See more: https://github.com/golang/mock/blob/master/README.md

Validation licenses for runtime dependencies

che-operator is an Eclipse Foundation project. So we have to use only open source runtime dependencies with Eclipse compatible license https://www.eclipse.org/legal/licenses.php. Runtime dependencies license validation process described here: https://www.eclipse.org/projects/handbook/#ip-third-party To merge code with third party dependencies you have to follow process: https://www.eclipse.org/projects/handbook/#ip-prereq-diligence When you are using new golang dependencies you have to validate the license for transitive dependencies too. You can skip license validation for test dependencies. All new dependencies you can find using git diff in the go.sum file.

Sometimes in the go.sum file you can find few versions for the same dependency:

...
github.com/go-openapi/analysis v0.18.0/go.mod h1:IowGgpVeD0vNm45So8nr+IcQ3pxVtpRoBWb8PVZO0ik=
github.com/go-openapi/analysis v0.19.2/go.mod h1:3P1osvZa9jKjb8ed2TPng3f0i/UY9snX6gxi44djMjk=
...

In this case will be used only one version(the highest) in the runtime, so you need to validate license for only one of them(the latest). But also you can find module path https://golang.org/ref/mod#module-path with major version suffix in the go.sum file:

...
github.com/evanphx/json-patch v4.11.0+incompatible/go.mod h1:50XU6AFN0ol/bzJsmQLiYLvXMP4fmwYFNcr97nuDLSk=
github.com/evanphx/json-patch/v5 v5.1.0/go.mod h1:G79N1coSVB93tBe7j6PhzjmR3/2VvlbKOFpnXhI9Bw4=
...

In this case we have the same dependency, but with different major versions suffix. Main project module uses both these versions in runtime. So both of them should be validated.

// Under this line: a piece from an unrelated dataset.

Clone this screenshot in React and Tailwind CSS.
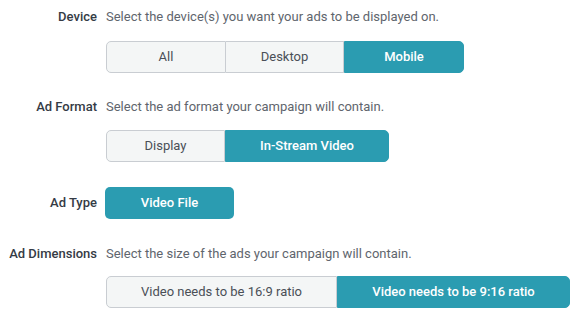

Also there is some useful golang commands to take a look full list dependencies:

$ go list -mod=mod -m all

This command returns all test and runtime dependencies. Like mentioned above, you can skip test dependencies.

If you want to know dependencies relation you can build dependencies graph:

$ go mod graph

IMPORTANT: Dependencies validation information should be stored in the DEPENDENCIES.md file.